Let me explain: Do you ever have ideas come to you at the weirdest times? The other night I was lying in bed unsuccessfully trying to sleep, when a project popped into my head. That's where this blog comes into play. I have a heart for God... my heart has been shaped and guided by Him. God speaks to me and I honestly believe His thoughts...His words...my experiences with Him aren't to be kept to myself, but shared. As a Christian I am called to share the gospel. How else would others hear about Him if it weren't for people who know? Who are willing to stand up and share? I am doing it a bit differently, however. I am not one that would stand on a street corner with a sign that says, "Jesus loves you!" I'm not opposed to the idea, but that just isn't my style. Nor am I the one to insert Jesus into the conversation with a stranger. I am, however, the person who would talk about my experiences with God if the topic comes up. I am one who tries to live my life in such a way that those around me can see Jesus in me...and hopefully can see His love too. That's what I am aiming for this blog to be about- sharing His word and showing that Jesus loves His people and the world that He created. The plan is for me to read through the Bible-from the beginning to the end-and blog about what I've read.
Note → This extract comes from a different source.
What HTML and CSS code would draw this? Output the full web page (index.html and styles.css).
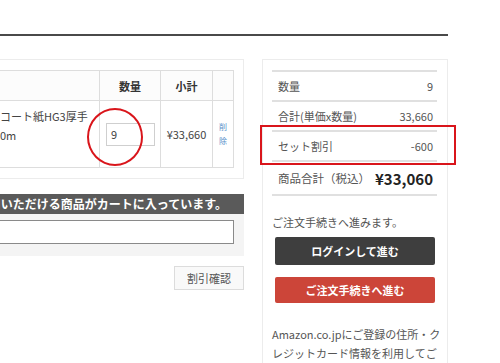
FILE: index.html
```html
<!DOCTYPE html>
<html lang="ja">
<head>
  <meta charset="UTF-8">
  <title>ショッピングカート</title>
  <link rel="stylesheet" href="styles.css">
</head>
<body>
  <div class="page">
    <div class="heading"></div>

    <div class="columns">
      <!-- Cart items -->
      <div class="cart">
        <div class="card">
          <table class="items">
            <colgroup>
              <col>
              <col class="col-qty">
              <col class="col-sub">
              <col class="col-del">
            </colgroup>
            <tr>
              <th></th>
              <th>数量</th>
              <th>小計</th>
              <th></th>
            </tr>
            <tr>
              <td class="name">コート紙HG3厚手<br>0m</td>
              <td class="qty"><input type="text" value="9"></td>
              <td class="sub">¥33,660</td>
              <td class="del"><a href="#">削除</a></td>
            </tr>
          </table>
        </div>

        <div class="notice"><span>セット割引をご利用いただける商品がカートに入っています。</span></div>
        <div class="coupon">
          <input type="text">
        </div>
        <div class="coupon-actions">
          <button class="check-button">割引確認</button>
        </div>
      </div>

      <!-- Summary -->
      <div class="summary">
        <ul class="totals">
          <li><span>数量</span><span>9</span></li>
          <li><span>合計(単価x数量)</span><span>33,660</span></li>
          <li><span>セット割引</span><span>-600</span></li>
          <li class="grand"><span>商品合計（税込）</span><strong>¥33,060</strong></li>
        </ul>
        <p class="lead">ご注文手続きへ進みます。</p>
        <button class="btn btn-dark">ログインして進む</button>
        <button class="btn btn-red">ご注文手続きへ進む</button>
        <p class="note">Amazon.co.jpにご登録の住所・クレジットカード情報を利用してご注文いただけます。</p>
      </div>
    </div>

    <!-- annotation marks -->
    <div class="mark-circle"></div>
    <div class="mark-box"></div>
  </div>
</body>
</html>
```

FILE: styles.css
```css
:root {
  --text: #444444;
  --border: #dddddd;
  --card-border: #ececec;
  --dark: #3e3e3e;
  --red: #cc4539;
  --mark: #d9151b;
}

body {
  margin: 0;
  overflow: hidden;
  background: #ffffff;
  font-family: "Noto Sans CJK JP", "Noto Sans", sans-serif;
  font-size: 11px;
  color: var(--text);
}

.page {
  position: relative;
  height: 363px;
}

/* Header rule */
.heading {
  width: 448px;
  height: 34px;
  border-bottom: 2px solid #4a4a4a;
}

.columns {
  display: flex;
  gap: 18px;
  margin-top: 23px;
}

/* Cart column */
.cart {
  width: 244px;
}

.card {
  border: 1px solid var(--card-border);
  border-left: none;
  padding: 10px 9px 10px 0;
}

.items {
  width: 234px;
  border-collapse: collapse;
  table-layout: fixed;
}

.col-qty { width: 61px; }
.col-sub { width: 52px; }
.col-del { width: 21px; }

.items th,
.items td {
  border: 1px solid var(--border);
  padding: 0;
}

.items th:first-child,
.items td:first-child {
  border-left: none;
}

.items th {
  height: 29px;
  font-weight: bold;
  color: #333333;
  background: #fcfcfc;
}

.items td {
  height: 66px;
}

.items td.name {
  height: 60px;
  padding-top: 6px;
  line-height: 19px;
  vertical-align: top;
  white-space: nowrap;
}

.items td.qty {
  padding-left: 6px;
}

.qty input {
  width: 49px;
  height: 23px;
  box-sizing: border-box;
  border: 1px solid #cfcfcf;
  padding: 0 4px;
  font: inherit;
  color: var(--text);
}

.sub {
  text-align: center;
}

.items td.del {
  text-align: center;
  padding: 0 6px;
}

.del a {
  display: block;
  font-size: 8px;
  line-height: 14px;
  color: #5b8fc9;
  text-decoration: none;
}

/* Set discount notice */
.notice {
  display: flex;
  justify-content: flex-end;
  overflow: hidden;
  margin-top: 15px;
  height: 20px;
  padding-right: 17px;
  background: #5a5a5a;
  color: #ffffff;
  font-size: 12px;
  font-weight: bold;
  line-height: 20px;
  white-space: nowrap;
}

.coupon {
  background: #f4f4f4;
  padding: 6px 10px 12px 0;
}

.coupon input {
  display: block;
  width: 100%;
  height: 24px;
  box-sizing: border-box;
  border: 1px solid #8a8a8a;
  border-left: none;
  background: #ffffff;
}

.coupon-actions {
  display: flex;
  justify-content: flex-end;
  margin-top: 10px;
}

.check-button {
  width: 70px;
  height: 24px;
  border: 1px solid #dcdcdc;
  background: #f9f9f9;
  font: inherit;
  color: #555555;
}

/* Summary column */
.summary {
  width: 186px;
  box-sizing: border-box;
  border: 1px solid var(--card-border);
  padding: 10px 10px 0 9px;
  height: 320px;
}

.totals {
  list-style: none;
  margin: 0;
  padding: 0;
  border-bottom: 2px solid #e0e0e0;
}

.totals li {
  display: flex;
  justify-content: space-between;
  align-items: center;
  height: 28px;
  padding: 0 4px 0 6px;
  border-top: 2px solid #e0e0e0;
  color: #555555;
}

.totals li.grand {
  height: 32px;
  font-size: 11.5px;
}

.totals strong {
  font-size: 15px;
  color: #222222;
}

.lead {
  margin: 18px 0 0;
  line-height: 16px;
  color: #555555;
}

.btn {
  display: block;
  width: 160px;
  margin-left: 3px;
  border: none;
  border-radius: 2px;
  font: inherit;
  font-weight: bold;
  color: #ffffff;
}

.btn-dark {
  margin-top: 7px;
  height: 28px;
  background: var(--dark);
}

.btn-red {
  margin-top: 12px;
  height: 26px;
  background: var(--red);
}

.note {
  margin: 22px -6px 0 0;
  line-height: 19px;
  color: #555555;
}

/* Red annotation marks drawn over the page */
.mark-circle {
  position: absolute;
  left: 87px;
  top: 108px;
  width: 56px;
  height: 58px;
  box-sizing: border-box;
  border: 2px solid var(--mark);
  border-radius: 50%;
}

.mark-box {
  position: absolute;
  left: 260px;
  top: 125px;
  width: 196px;
  height: 40px;
  box-sizing: border-box;
  border: 2px solid var(--mark);
}
```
I will also blog about other things that Christians deal with. God is the desire of my heart and in my heart He has also placed the passion of writing, not just about anything, but about Him. I want to give Him all the glory and hopefully, through writing...through sharing His words, that can be done.

So, here's to the beginning of reading through His word and sharing it along with whatever else He lays on my heart.


From His word...to my heart...to you.